4:38pm: Port blocking was completed and initial signs of resolution were observed.

4:42-4:45pm: Partners confirmed issue resolution and Statuspage notice was sent.

4:45-6:15pm: Green Cloud was actively monitoring all systems to confirm no recurrence of event and incident was closed after 1.5 hours of no ongoing impact.

Root Cause Analysis

Upgrading vCloud Director from 8.20 to 9.5 introduced a previously unknown behavior change that was triggered by the configuration change to the IP management appliance in vCloud, causing it to use reserved IPs, resulting in a large scale IP conflict on those subnets. Prior to upgrading, Green Cloud had not seen this behavior, and it wasn’t documented. Green Cloud reviewed the release notes for the upgraded version and this behavior change was not noted there.

Remediation

In the short term, for planned vCloud 9.x upgrades, methods of procedure (MOPs) are to be updated to include disabling the IP management appliance internal network connections to prevent the IP conflicts. For full remediation, the overall IP management configuration will be reviewed and updated for all data centers to account for this new behavior. Additionally, the lab testing for future vCloud Director updates will now also include testing specific IP provisioning tasks to ensure that no future versions have such an impact when put into production.
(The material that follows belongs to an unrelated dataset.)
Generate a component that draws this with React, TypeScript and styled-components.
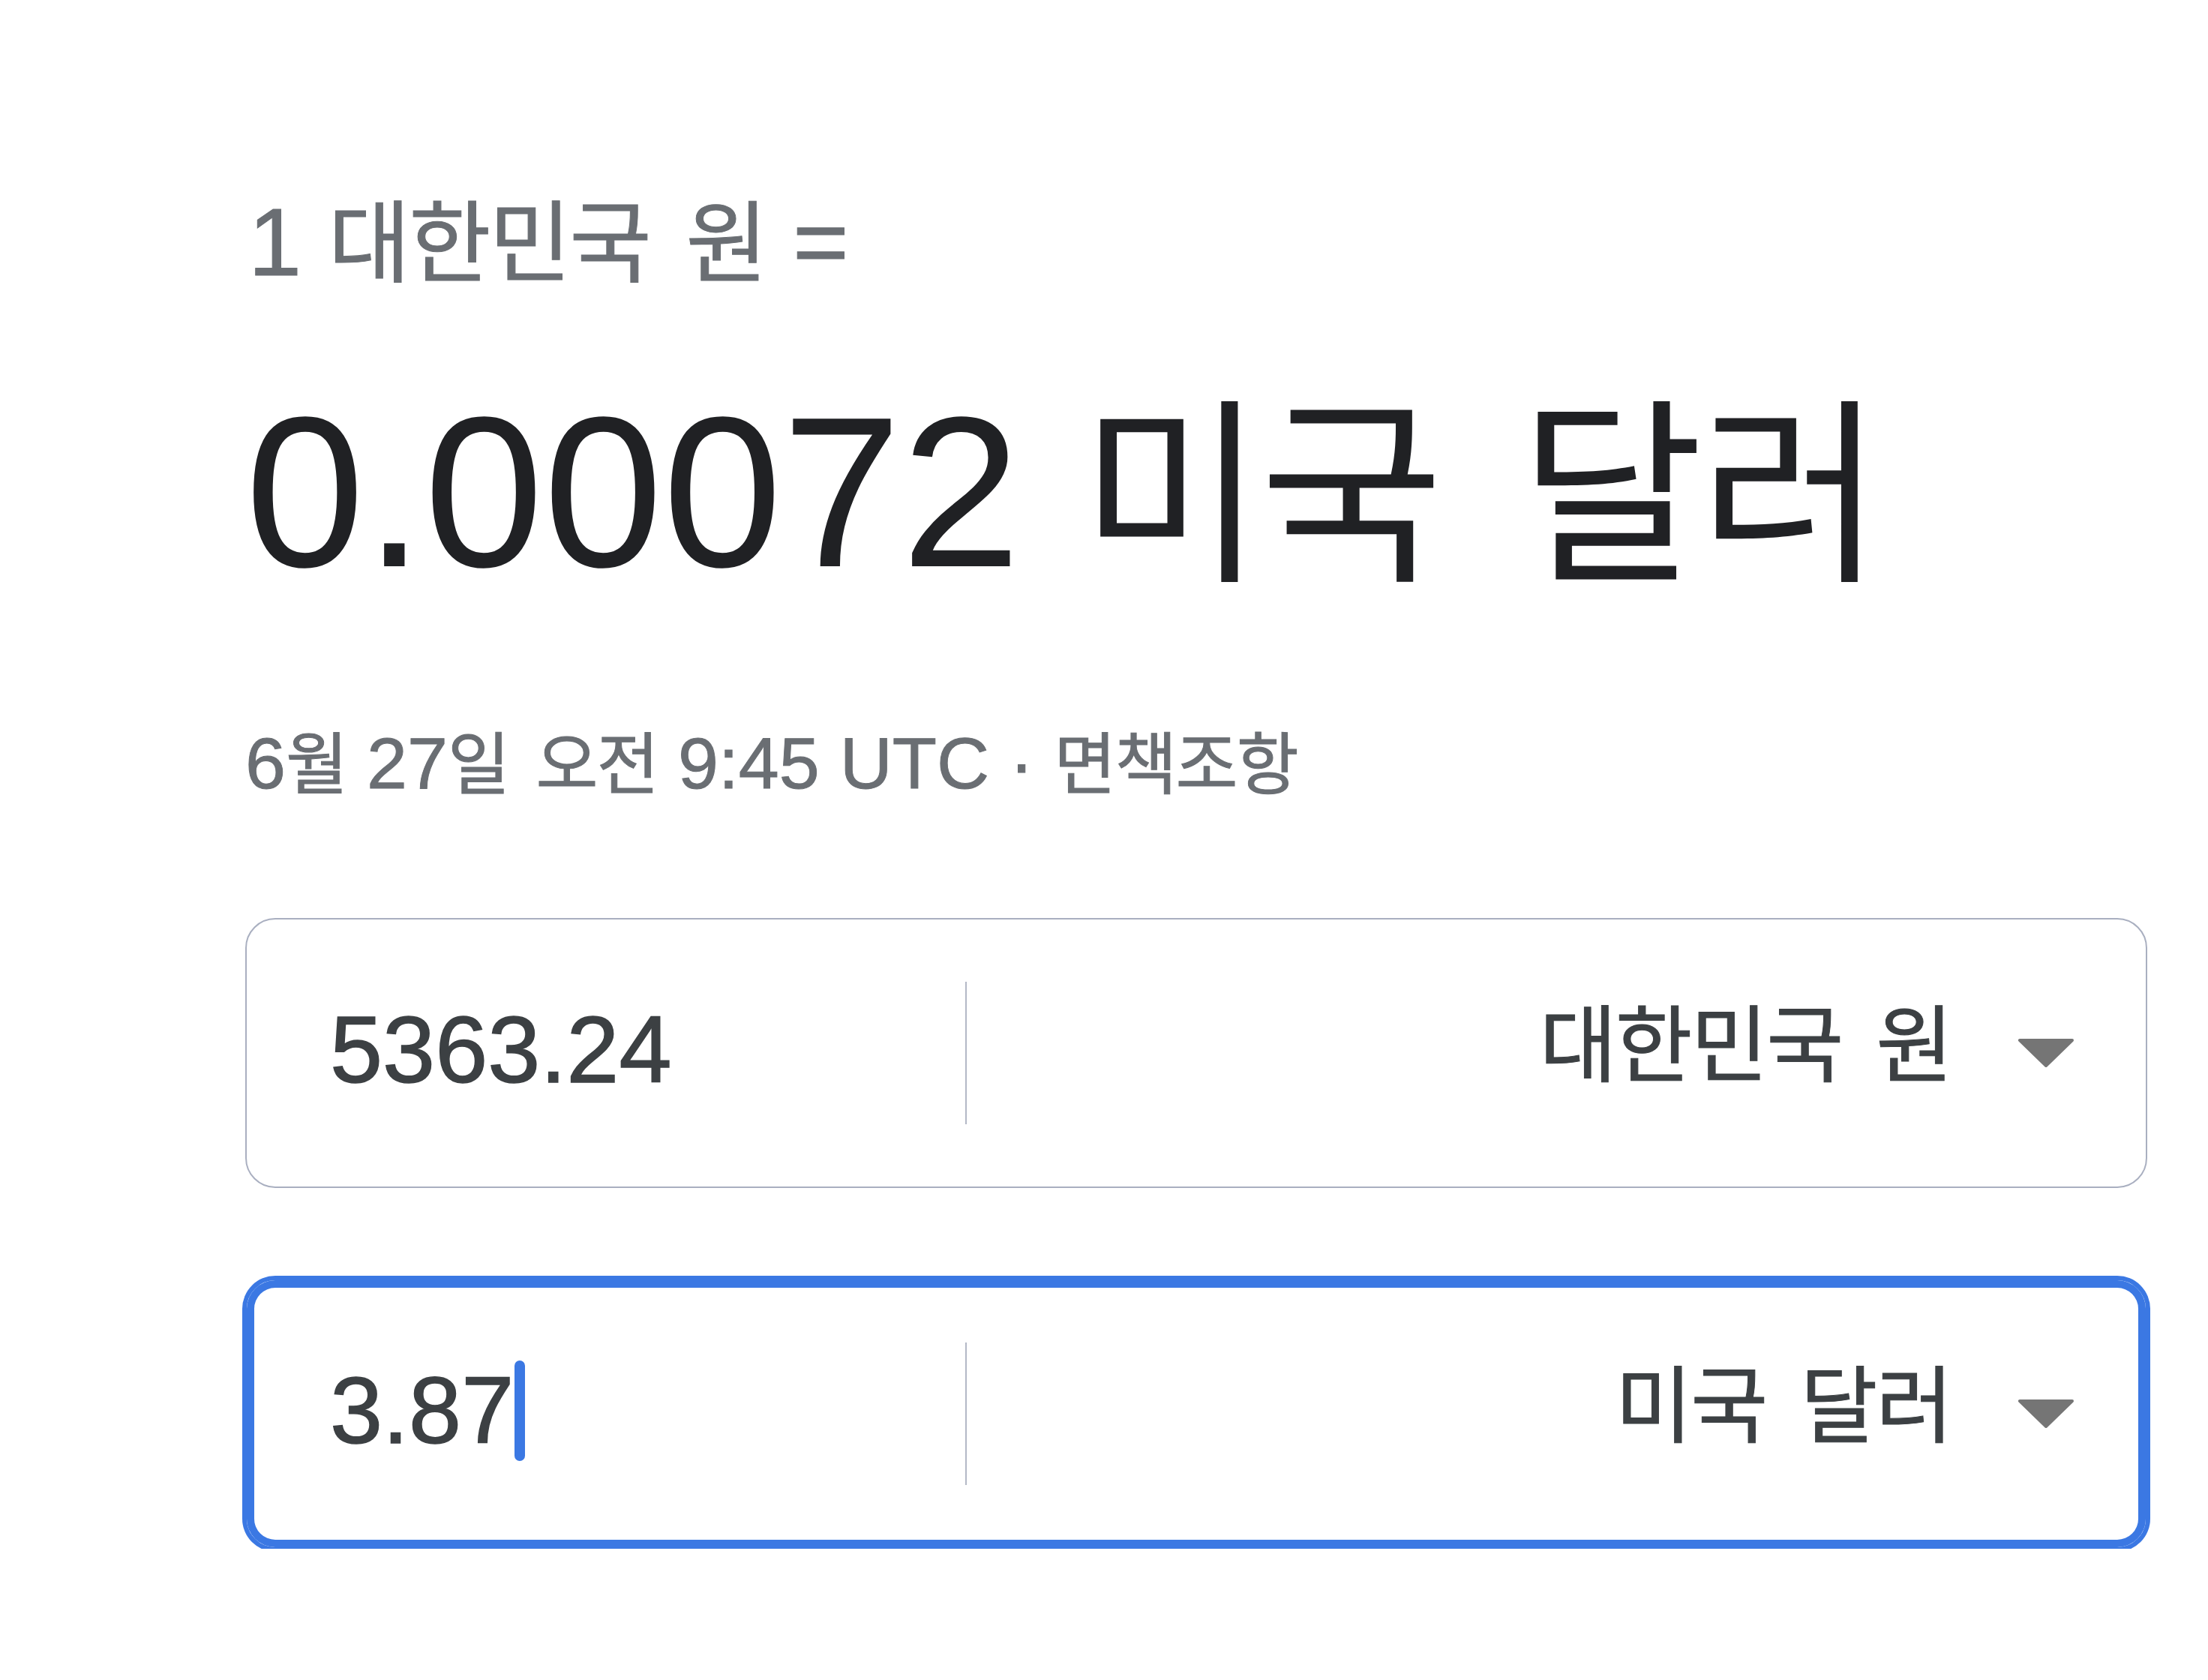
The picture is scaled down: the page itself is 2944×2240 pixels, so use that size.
import styled, { createGlobalStyle, css } from 'styled-components';

const GlobalStyle = createGlobalStyle`
  html, body {
    margin: 0;
    padding: 0;
    background: #ffffff;
  }

  body {
    font-family: 'Liberation Sans', Arial, 'Noto Sans CJK KR', sans-serif;
  }
`;

// Noto's hangul is wider than the reference face, so it is set a bit smaller
const hangulType = css`
  font-family: 'Noto Sans CJK KR', sans-serif;
  letter-spacing: -0.02em;
  word-spacing: 0.2em;
`;

const Page = styled.main`
  display: flex;
  flex-direction: column;
  width: 2536px;
  padding: 259px 0 0 327px;
`;

const Hangul = styled.span`
  ${hangulType};
  font-size: 0.93em;
  line-height: 0.8;
`;

const RateFrom = styled.div`
  font-size: 128px;
  line-height: 1;
  color: #6a6e73;
  padding-left: 4px;
  -webkit-text-stroke: 1px #6a6e73;
`;

const RateTo = styled.div`
  margin-top: 126px;
  font-size: 286px;
  line-height: 1;
  color: #202124;
`;

const Stamp = styled.div`
  margin-top: 170px;
  font-size: 97px;
  line-height: 1;
  color: #6a6e73;
  -webkit-text-stroke: 1px #6a6e73;
`;

const Converter = styled.div`
  display: flex;
  flex-direction: column;
  gap: 121px;
  margin-top: 158px;
`;

const Field = styled.div<{ $focused?: boolean }>`
  display: flex;
  align-items: center;
  height: 360px;
  box-sizing: border-box;
  border: 2px solid ${(p) => (p.$focused ? '#3b78e3' : '#a9afc0')};
  border-radius: 40px;
  box-shadow: ${(p) =>
    p.$focused ? '0 0 0 4px #3b78e3, inset 0 0 0 10px #3b78e3' : 'none'};
  background: #ffffff;
`;

const Amount = styled.div`
  display: flex;
  align-items: center;
  width: 958px;
  box-sizing: border-box;
  padding: 0 0 8px 111px;
  font-size: 126px;
  line-height: 1;
  color: #3c4043;
  -webkit-text-stroke: 1.5px #3c4043;
`;

const Caret = styled.span`
  display: inline-block;
  width: 14px;
  height: 134px;
  margin-left: 1px;
  border-radius: 7px;
  background: #3b78e3;
  -webkit-text-stroke: 0;
`;

const Divider = styled.div`
  width: 2px;
  height: 190px;
  background: #b3b8c6;
`;

const CurrencySelect = styled.div`
  flex: 1;
  display: flex;
  align-items: center;
  justify-content: flex-end;
  gap: 88px;
  padding-right: 95px;
  color: #3c4043;
`;

const CurrencyName = styled.span`
  ${hangulType};
  font-size: 112px;
  line-height: 1;
  margin-bottom: 38px;
  -webkit-text-stroke: 1px #3c4043;
`;

const DropArrow = () => (
  <svg width="76" height="38" viewBox="0 0 76 38">
    <path
      d="M3 2 L73 2 L38 36 Z"
      fill="#757575"
      stroke="#757575"
      strokeWidth="4"
      strokeLinejoin="round"
    />
  </svg>
);

const App = () => {
  return (
    <>
      <GlobalStyle />
      <Page>
        <RateFrom>
          1 <Hangul>대한민국 원</Hangul> =
        </RateFrom>
        <RateTo>
          0.00072 <Hangul>미국 달러</Hangul>
        </RateTo>
        <Stamp>
          6<Hangul>월</Hangul> 27<Hangul>일 오전</Hangul> 9:45 UTC ·{' '}
          <Hangul>면책조항</Hangul>
        </Stamp>
        <Converter>
          <Field>
            <Amount>5363.24</Amount>
            <Divider />
            <CurrencySelect>
              <CurrencyName>대한민국 원</CurrencyName>
              <DropArrow />
            </CurrencySelect>
          </Field>
          <Field $focused>
            <Amount>
              3.87
              <Caret />
            </Amount>
            <Divider />
            <CurrencySelect>
              <CurrencyName>미국 달러</CurrencyName>
              <DropArrow />
            </CurrencySelect>
          </Field>
        </Converter>
      </Page>
    </>
  );
};

export default App;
Posted Dec 11, 2019 - 15:30 EST

Resolved

Green Cloud has seen no additional issues with partners for the last 1.5 hours, so we will resolve this incident. We are going to continue to investigate with our vendor for root cause and permanent fixes, and we will be publishing a postmortem here on our Status page when complete. If you are experiencing any ongoing impact, please reach out to our Partner Support team at support@gogreencloud.com.
Posted Dec 04, 2019 - 18:15 EST

Monitoring

A fix has been implemented and we are monitoring the results.
Posted Dec 04, 2019 - 17:11 EST

Identified

Green Cloud has identified the root cause of the issue and has performed initial mitigation steps. We are seeing recovery at this time. Please check your service and make sure all is well, and if not, please let us know at support@gogreencloud.com
Posted Dec 04, 2019 - 16:45 EST

Update

Green Cloud is continuing to investigate the networking issue in Houston. As soon as the issue is identified we will let you know. Please email support@gogreencloud.com with any questions.
Posted Dec 04, 2019 - 16:04 EST

Investigating

The Network Operations Center is investigating a service disruption in our Houston datacenter that seems to be peer or network related. More details will be provided in updates as soon as we narrow down the impact.
Posted Dec 04, 2019 - 15:32 EST
This incident affected: Network (Network - Houston, TX) and IaaS (IaaS - Houston, TX).